INPUT RECORDS:
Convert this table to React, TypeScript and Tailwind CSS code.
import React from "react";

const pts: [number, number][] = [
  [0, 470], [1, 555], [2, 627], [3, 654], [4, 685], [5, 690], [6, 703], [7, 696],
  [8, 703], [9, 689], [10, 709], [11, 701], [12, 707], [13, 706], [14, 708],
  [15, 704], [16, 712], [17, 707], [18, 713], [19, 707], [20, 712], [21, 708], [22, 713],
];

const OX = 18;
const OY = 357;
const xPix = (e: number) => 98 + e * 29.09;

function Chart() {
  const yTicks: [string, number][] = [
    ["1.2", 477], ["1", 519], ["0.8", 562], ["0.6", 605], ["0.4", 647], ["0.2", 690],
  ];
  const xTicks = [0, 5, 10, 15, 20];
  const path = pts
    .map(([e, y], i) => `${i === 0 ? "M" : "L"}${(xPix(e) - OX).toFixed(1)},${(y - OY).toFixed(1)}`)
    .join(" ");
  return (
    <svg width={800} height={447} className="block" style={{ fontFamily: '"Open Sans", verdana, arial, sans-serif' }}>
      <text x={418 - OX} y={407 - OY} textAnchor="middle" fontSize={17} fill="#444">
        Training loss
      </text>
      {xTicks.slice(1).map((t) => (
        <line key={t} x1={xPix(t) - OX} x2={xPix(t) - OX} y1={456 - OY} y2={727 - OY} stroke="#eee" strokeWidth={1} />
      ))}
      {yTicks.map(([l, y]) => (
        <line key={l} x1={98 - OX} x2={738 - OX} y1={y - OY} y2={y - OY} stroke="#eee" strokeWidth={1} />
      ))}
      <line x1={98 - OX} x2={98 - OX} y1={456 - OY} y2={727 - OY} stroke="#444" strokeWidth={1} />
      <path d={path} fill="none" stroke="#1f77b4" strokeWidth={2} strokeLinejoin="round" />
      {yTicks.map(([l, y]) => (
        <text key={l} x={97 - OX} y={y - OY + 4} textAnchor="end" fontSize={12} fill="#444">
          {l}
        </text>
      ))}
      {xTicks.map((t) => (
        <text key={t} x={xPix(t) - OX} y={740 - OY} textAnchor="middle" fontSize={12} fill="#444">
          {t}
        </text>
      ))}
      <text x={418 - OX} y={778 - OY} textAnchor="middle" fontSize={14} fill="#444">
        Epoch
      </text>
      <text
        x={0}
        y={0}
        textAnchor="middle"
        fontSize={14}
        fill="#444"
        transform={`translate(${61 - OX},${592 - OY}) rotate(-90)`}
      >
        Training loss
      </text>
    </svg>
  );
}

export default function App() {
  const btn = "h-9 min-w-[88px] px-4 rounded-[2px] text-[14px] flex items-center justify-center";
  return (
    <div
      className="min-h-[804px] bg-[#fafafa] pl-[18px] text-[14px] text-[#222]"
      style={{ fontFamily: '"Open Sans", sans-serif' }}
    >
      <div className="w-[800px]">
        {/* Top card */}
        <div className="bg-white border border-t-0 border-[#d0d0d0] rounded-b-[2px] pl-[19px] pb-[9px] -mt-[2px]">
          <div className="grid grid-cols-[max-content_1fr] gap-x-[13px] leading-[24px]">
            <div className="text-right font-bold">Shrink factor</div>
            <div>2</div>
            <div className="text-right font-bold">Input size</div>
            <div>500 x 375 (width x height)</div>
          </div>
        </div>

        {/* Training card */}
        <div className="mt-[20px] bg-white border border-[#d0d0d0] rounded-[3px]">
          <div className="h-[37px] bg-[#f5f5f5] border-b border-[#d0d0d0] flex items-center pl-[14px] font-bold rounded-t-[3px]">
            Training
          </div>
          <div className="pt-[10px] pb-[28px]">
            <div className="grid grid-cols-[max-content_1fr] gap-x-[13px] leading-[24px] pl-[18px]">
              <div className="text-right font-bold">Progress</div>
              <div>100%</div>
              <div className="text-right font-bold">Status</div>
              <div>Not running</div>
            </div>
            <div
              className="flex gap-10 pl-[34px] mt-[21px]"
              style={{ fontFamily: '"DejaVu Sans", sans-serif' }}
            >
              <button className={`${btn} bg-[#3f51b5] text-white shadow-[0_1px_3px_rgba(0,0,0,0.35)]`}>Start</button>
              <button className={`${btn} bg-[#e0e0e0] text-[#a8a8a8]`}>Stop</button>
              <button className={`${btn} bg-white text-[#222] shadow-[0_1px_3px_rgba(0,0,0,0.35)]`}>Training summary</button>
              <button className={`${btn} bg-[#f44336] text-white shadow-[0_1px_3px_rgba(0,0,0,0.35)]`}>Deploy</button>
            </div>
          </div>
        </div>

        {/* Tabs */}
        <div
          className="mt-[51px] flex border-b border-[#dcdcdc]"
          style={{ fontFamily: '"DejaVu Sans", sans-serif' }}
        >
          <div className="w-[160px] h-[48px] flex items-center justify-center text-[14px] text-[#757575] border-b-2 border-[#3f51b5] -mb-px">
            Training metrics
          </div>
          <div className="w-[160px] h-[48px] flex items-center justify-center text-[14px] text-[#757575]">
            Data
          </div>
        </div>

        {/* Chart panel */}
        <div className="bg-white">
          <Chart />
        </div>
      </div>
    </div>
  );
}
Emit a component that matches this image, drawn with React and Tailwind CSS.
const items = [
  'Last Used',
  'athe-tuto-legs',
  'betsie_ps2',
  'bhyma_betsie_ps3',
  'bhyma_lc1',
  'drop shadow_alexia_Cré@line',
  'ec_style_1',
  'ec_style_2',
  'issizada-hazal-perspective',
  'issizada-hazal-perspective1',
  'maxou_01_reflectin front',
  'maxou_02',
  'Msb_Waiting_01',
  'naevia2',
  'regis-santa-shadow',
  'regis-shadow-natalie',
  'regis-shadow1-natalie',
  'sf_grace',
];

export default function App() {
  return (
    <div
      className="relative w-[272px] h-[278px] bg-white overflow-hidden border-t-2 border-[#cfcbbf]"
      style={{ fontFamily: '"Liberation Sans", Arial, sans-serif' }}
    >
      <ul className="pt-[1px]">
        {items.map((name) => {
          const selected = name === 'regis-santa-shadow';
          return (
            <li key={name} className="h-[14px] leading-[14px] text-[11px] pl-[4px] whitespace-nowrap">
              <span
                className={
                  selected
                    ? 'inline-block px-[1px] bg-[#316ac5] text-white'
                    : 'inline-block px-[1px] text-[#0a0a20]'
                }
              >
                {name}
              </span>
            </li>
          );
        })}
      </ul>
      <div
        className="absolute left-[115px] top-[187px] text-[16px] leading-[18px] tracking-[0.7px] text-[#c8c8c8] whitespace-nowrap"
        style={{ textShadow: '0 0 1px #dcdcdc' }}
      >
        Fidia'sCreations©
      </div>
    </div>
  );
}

WHAT THE EXERCISE ASKS:
Above are the records; retype every one exactly.

COMPLETE RESPONSE:
Convert this table to React, TypeScript and Tailwind CSS code.
import React from "react";

const pts: [number, number][] = [
  [0, 470], [1, 555], [2, 627], [3, 654], [4, 685], [5, 690], [6, 703], [7, 696],
  [8, 703], [9, 689], [10, 709], [11, 701], [12, 707], [13, 706], [14, 708],
  [15, 704], [16, 712], [17, 707], [18, 713], [19, 707], [20, 712], [21, 708], [22, 713],
];

const OX = 18;
const OY = 357;
const xPix = (e: number) => 98 + e * 29.09;

function Chart() {
  const yTicks: [string, number][] = [
    ["1.2", 477], ["1", 519], ["0.8", 562], ["0.6", 605], ["0.4", 647], ["0.2", 690],
  ];
  const xTicks = [0, 5, 10, 15, 20];
  const path = pts
    .map(([e, y], i) => `${i === 0 ? "M" : "L"}${(xPix(e) - OX).toFixed(1)},${(y - OY).toFixed(1)}`)
    .join(" ");
  return (
    <svg width={800} height={447} className="block" style={{ fontFamily: '"Open Sans", verdana, arial, sans-serif' }}>
      <text x={418 - OX} y={407 - OY} textAnchor="middle" fontSize={17} fill="#444">
        Training loss
      </text>
      {xTicks.slice(1).map((t) => (
        <line key={t} x1={xPix(t) - OX} x2={xPix(t) - OX} y1={456 - OY} y2={727 - OY} stroke="#eee" strokeWidth={1} />
      ))}
      {yTicks.map(([l, y]) => (
        <line key={l} x1={98 - OX} x2={738 - OX} y1={y - OY} y2={y - OY} stroke="#eee" strokeWidth={1} />
      ))}
      <line x1={98 - OX} x2={98 - OX} y1={456 - OY} y2={727 - OY} stroke="#444" strokeWidth={1} />
      <path d={path} fill="none" stroke="#1f77b4" strokeWidth={2} strokeLinejoin="round" />
      {yTicks.map(([l, y]) => (
        <text key={l} x={97 - OX} y={y - OY + 4} textAnchor="end" fontSize={12} fill="#444">
          {l}
        </text>
      ))}
      {xTicks.map((t) => (
        <text key={t} x={xPix(t) - OX} y={740 - OY} textAnchor="middle" fontSize={12} fill="#444">
          {t}
        </text>
      ))}
      <text x={418 - OX} y={778 - OY} textAnchor="middle" fontSize={14} fill="#444">
        Epoch
      </text>
      <text
        x={0}
        y={0}
        textAnchor="middle"
        fontSize={14}
        fill="#444"
        transform={`translate(${61 - OX},${592 - OY}) rotate(-90)`}
      >
        Training loss
      </text>
    </svg>
  );
}

export default function App() {
  const btn = "h-9 min-w-[88px] px-4 rounded-[2px] text-[14px] flex items-center justify-center";
  return (
    <div
      className="min-h-[804px] bg-[#fafafa] pl-[18px] text-[14px] text-[#222]"
      style={{ fontFamily: '"Open Sans", sans-serif' }}
    >
      <div className="w-[800px]">
        {/* Top card */}
        <div className="bg-white border border-t-0 border-[#d0d0d0] rounded-b-[2px] pl-[19px] pb-[9px] -mt-[2px]">
          <div className="grid grid-cols-[max-content_1fr] gap-x-[13px] leading-[24px]">
            <div className="text-right font-bold">Shrink factor</div>
            <div>2</div>
            <div className="text-right font-bold">Input size</div>
            <div>500 x 375 (width x height)</div>
          </div>
        </div>

        {/* Training card */}
        <div className="mt-[20px] bg-white border border-[#d0d0d0] rounded-[3px]">
          <div className="h-[37px] bg-[#f5f5f5] border-b border-[#d0d0d0] flex items-center pl-[14px] font-bold rounded-t-[3px]">
            Training
          </div>
          <div className="pt-[10px] pb-[28px]">
            <div className="grid grid-cols-[max-content_1fr] gap-x-[13px] leading-[24px] pl-[18px]">
              <div className="text-right font-bold">Progress</div>
              <div>100%</div>
              <div className="text-right font-bold">Status</div>
              <div>Not running</div>
            </div>
            <div
              className="flex gap-10 pl-[34px] mt-[21px]"
              style={{ fontFamily: '"DejaVu Sans", sans-serif' }}
            >
              <button className={`${btn} bg-[#3f51b5] text-white shadow-[0_1px_3px_rgba(0,0,0,0.35)]`}>Start</button>
              <button className={`${btn} bg-[#e0e0e0] text-[#a8a8a8]`}>Stop</button>
              <button className={`${btn} bg-white text-[#222] shadow-[0_1px_3px_rgba(0,0,0,0.35)]`}>Training summary</button>
              <button className={`${btn} bg-[#f44336] text-white shadow-[0_1px_3px_rgba(0,0,0,0.35)]`}>Deploy</button>
            </div>
          </div>
        </div>

        {/* Tabs */}
        <div
          className="mt-[51px] flex border-b border-[#dcdcdc]"
          style={{ fontFamily: '"DejaVu Sans", sans-serif' }}
        >
          <div className="w-[160px] h-[48px] flex items-center justify-center text-[14px] text-[#757575] border-b-2 border-[#3f51b5] -mb-px">
            Training metrics
          </div>
          <div className="w-[160px] h-[48px] flex items-center justify-center text-[14px] text-[#757575]">
            Data
          </div>
        </div>

        {/* Chart panel */}
        <div className="bg-white">
          <Chart />
        </div>
      </div>
    </div>
  );
}
Emit a component that matches this image, drawn with React and Tailwind CSS.
const items = [
  'Last Used',
  'athe-tuto-legs',
  'betsie_ps2',
  'bhyma_betsie_ps3',
  'bhyma_lc1',
  'drop shadow_alexia_Cré@line',
  'ec_style_1',
  'ec_style_2',
  'issizada-hazal-perspective',
  'issizada-hazal-perspective1',
  'maxou_01_reflectin front',
  'maxou_02',
  'Msb_Waiting_01',
  'naevia2',
  'regis-santa-shadow',
  'regis-shadow-natalie',
  'regis-shadow1-natalie',
  'sf_grace',
];

export default function App() {
  return (
    <div
      className="relative w-[272px] h-[278px] bg-white overflow-hidden border-t-2 border-[#cfcbbf]"
      style={{ fontFamily: '"Liberation Sans", Arial, sans-serif' }}
    >
      <ul className="pt-[1px]">
        {items.map((name) => {
          const selected = name === 'regis-santa-shadow';
          return (
            <li key={name} className="h-[14px] leading-[14px] text-[11px] pl-[4px] whitespace-nowrap">
              <span
                className={
                  selected
                    ? 'inline-block px-[1px] bg-[#316ac5] text-white'
                    : 'inline-block px-[1px] text-[#0a0a20]'
                }
              >
                {name}
              </span>
            </li>
          );
        })}
      </ul>
      <div
        className="absolute left-[115px] top-[187px] text-[16px] leading-[18px] tracking-[0.7px] text-[#c8c8c8] whitespace-nowrap"
        style={{ textShadow: '0 0 1px #dcdcdc' }}
      >
        Fidia'sCreations©
      </div>
    </div>
  );
}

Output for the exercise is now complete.